New constraints for heavy axion-like particles from supernovae

TL;DR

This paper establishes new limits on heavy axion-like particles by analyzing gamma-ray fluxes from supernovae SN 1987A and Cassiopeia A, using Fermi LAT data to constrain their properties.

Contribution

It introduces novel constraints on heavy axion-like particles' coupling to photons based on supernova gamma-ray observations, extending previous bounds.

Findings

For 100 MeV mass, f_a > 10^{15} GeV

Excludes masses 100 eV to 1 GeV for f_a=10^{12} GeV

Provides strong new limits on axion-like particle parameter space

Abstract

We derive new constraints on the coupling of heavy pseudoscalar (axion-like) particles to photons, based on the gamma ray flux expected from the decay of these particles into photons.

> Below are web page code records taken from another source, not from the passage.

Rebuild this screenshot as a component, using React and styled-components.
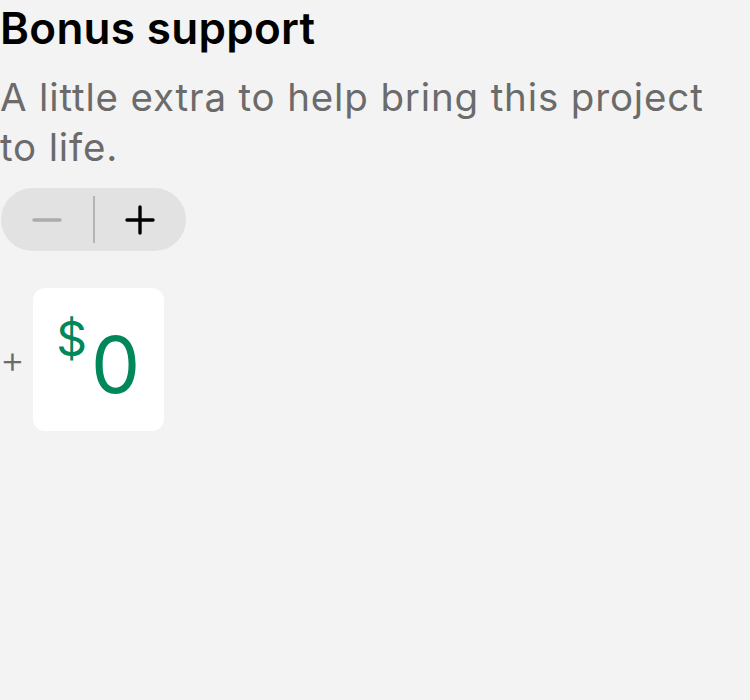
import styled, { createGlobalStyle } from 'styled-components';

const GlobalStyle = createGlobalStyle`
  html, body {
    margin: 0;
    padding: 0;
    background: #f3f3f3;
    font-family: Inter, 'Noto Sans', sans-serif;
  }
`;

const Page = styled.div`
  width: 750px;
  height: 700px;
  background: #f3f3f3;
  display: flex;
  flex-direction: column;
  align-items: flex-start;
`;

const Title = styled.h2`
  margin: 2px 0 0;
  font-size: 44px;
  line-height: 53px;
  font-weight: 600;
  color: #000;
  letter-spacing: 0.3px;
`;

const Subtitle = styled.p`
  margin: 17px 0 0;
  font-size: 38.5px;
  line-height: 50px;
  color: #6b6b6b;
  letter-spacing: 0.85px;
  max-width: 716px;
`;

const Stepper = styled.div`
  margin: 16px 0 0 1px;
  width: 185px;
  height: 63px;
  border-radius: 32px;
  background: #e2e2e2;
  display: flex;
  align-items: center;
`;

const StepButton = styled.button`
  flex: 1;
  height: 100%;
  border: none;
  background: transparent;
  display: flex;
  align-items: center;
  justify-content: center;
  padding: 0;
  color: ${(p) => (p.disabled ? '#acacac' : '#000')};
`;

const Divider = styled.div`
  width: 2px;
  height: 47px;
  background: #b4b4b4;
`;

const AmountRow = styled.div`
  margin-top: 37px;
  display: flex;
  align-items: center;
  gap: 8px;
`;

const PlusSign = styled.span`
  font-size: 38px;
  line-height: 1;
  color: #6b6b6b;
  font-weight: 300;
  margin-top: -2px;
`;

const Card = styled.div`
  width: 131px;
  height: 143px;
  background: #fff;
  border-radius: 12px;
  display: flex;
  align-items: center;
  justify-content: center;
  color: #00875a;
`;

const Currency = styled.span`
  font-size: 48px;
  line-height: 1;
  align-self: flex-start;
  margin-top: 27px;
  margin-right: 4px;
`;

const Value = styled.span`
  font-size: 78px;
  line-height: 1;
  margin-top: 10px;
`;

const Icon = ({ type }) => (
  <svg width="30" height="30" viewBox="0 0 30 30" fill="none" stroke="currentColor" strokeWidth="3.4" strokeLinecap="round">
    <line x1="2" y1="15" x2="28" y2="15" />
    {type === 'plus' && <line x1="15" y1="2" x2="15" y2="28" />}
  </svg>
);

export default function App() {
  return (
    <Page>
      <GlobalStyle />
      <Title>Bonus support</Title>
      <Subtitle>A little extra to help bring this project to life.</Subtitle>
      <Stepper>
        <StepButton disabled aria-label="Decrease">
          <Icon type="minus" />
        </StepButton>
        <Divider />
        <StepButton aria-label="Increase">
          <Icon type="plus" />
        </StepButton>
      </Stepper>
      <AmountRow>
        <PlusSign>+</PlusSign>
        <Card>
          <Currency>$</Currency>
          <Value>0</Value>
        </Card>
      </AmountRow>
    </Page>
  );
}
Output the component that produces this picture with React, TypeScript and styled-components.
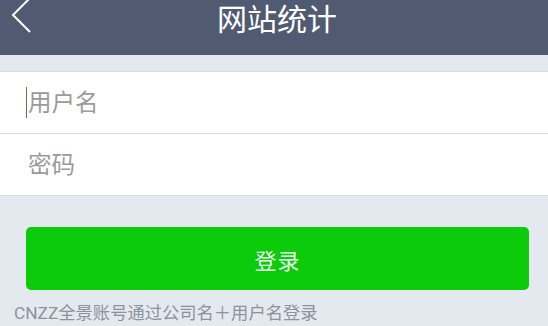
import React from "react";
import styled, { createGlobalStyle } from "styled-components";

const GlobalStyle = createGlobalStyle`
  html, body {
    margin: 0;
    padding: 0;
    background: #e4e9f0;
    font-family: Roboto, "Noto Sans CJK SC", sans-serif;
  }
`;

const Page = styled.div`
  width: 548px;
  height: 326px;
  overflow: hidden;
  display: flex;
  flex-direction: column;
`;

const Header = styled.header`
  height: 55px;
  flex-shrink: 0;
  background: #505a71;
  display: grid;
  grid-template-columns: 1fr auto 1fr;
  align-items: start;
`;

const BackButton = styled.div`
  height: 34px;
  display: flex;
  align-items: center;
  padding-left: 10px;
`;

const Title = styled.h1`
  margin: 0;
  padding: 3px 0 0 6px;
  font-size: 30px;
  line-height: 34px;
  font-weight: 400;
  color: #ffffff;
`;

const Form = styled.div`
  margin-top: 16px;
  background: #ffffff;
  border-top: 1px solid #d6d9de;
`;

const Field = styled.div`
  height: 61px;
  border-bottom: 1px solid #d6d9de;
  display: flex;
  align-items: center;
  padding-left: 28px;
  position: relative;
`;

const Placeholder = styled.span`
  font-size: 23.5px;
  color: #9a9a9a;
  line-height: 30px;
`;

const Caret = styled.span`
  position: absolute;
  left: 26px;
  top: 15px;
  width: 1px;
  height: 31px;
  background: #6b6b6b;
`;

const Actions = styled.div`
  padding: 31px 19px 0 26px;
`;

const LoginButton = styled.button`
  width: 100%;
  height: 63px;
  border: none;
  border-radius: 5px;
  background: #0bcb0b;
  color: #eaffea;
  font-family: inherit;
  font-size: 22px;
  letter-spacing: 1px;
  cursor: pointer;
`;

const Note = styled.p`
  margin: 12px 0 0 14px;
  font-size: 17.3px;
  line-height: 22px;
  color: #8d929b;
  white-space: nowrap;
`;

export default function App() {
  return (
    <Page>
      <GlobalStyle />
      <Header>
        <BackButton>
          <svg width="22" height="40" viewBox="0 0 22 40" style={{ overflow: "visible" }}>
            <polyline
              points="20,1 3,18 20,35"
              fill="none"
              stroke="#ffffff"
              strokeWidth="2"
            />
          </svg>
        </BackButton>
        <Title>网站统计</Title>
        <div />
      </Header>
      <Form>
        <Field>
          <Caret />
          <Placeholder>用户名</Placeholder>
        </Field>
        <Field>
          <Placeholder>密码</Placeholder>
        </Field>
      </Form>
      <Actions>
        <LoginButton>登录</LoginButton>
      </Actions>
      <Note>CNZZ全景账号通过公司名＋用户名登录</Note>
    </Page>
  );
}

After being produced in the supernova core, these heavy axion-like particles would escape and a fraction of them would decay into photons before reaching the Earth. We have calculated the expected flux on Earth of these photons from the supernovae SN 1987A and Cassiopeia A and compared our results to data from the Fermi Large Area Telescope. This analysis provides strong constraints on the parameter space for axion-like particles. For a particle mass of 100 MeV, we find that the Peccei-Quinn constant, f_a, must be greater than about 10^{15} GeV. Alternatively, for fa=10^{12} GeV, we exclude the mass region between approximately 100 eV and 1 GeV.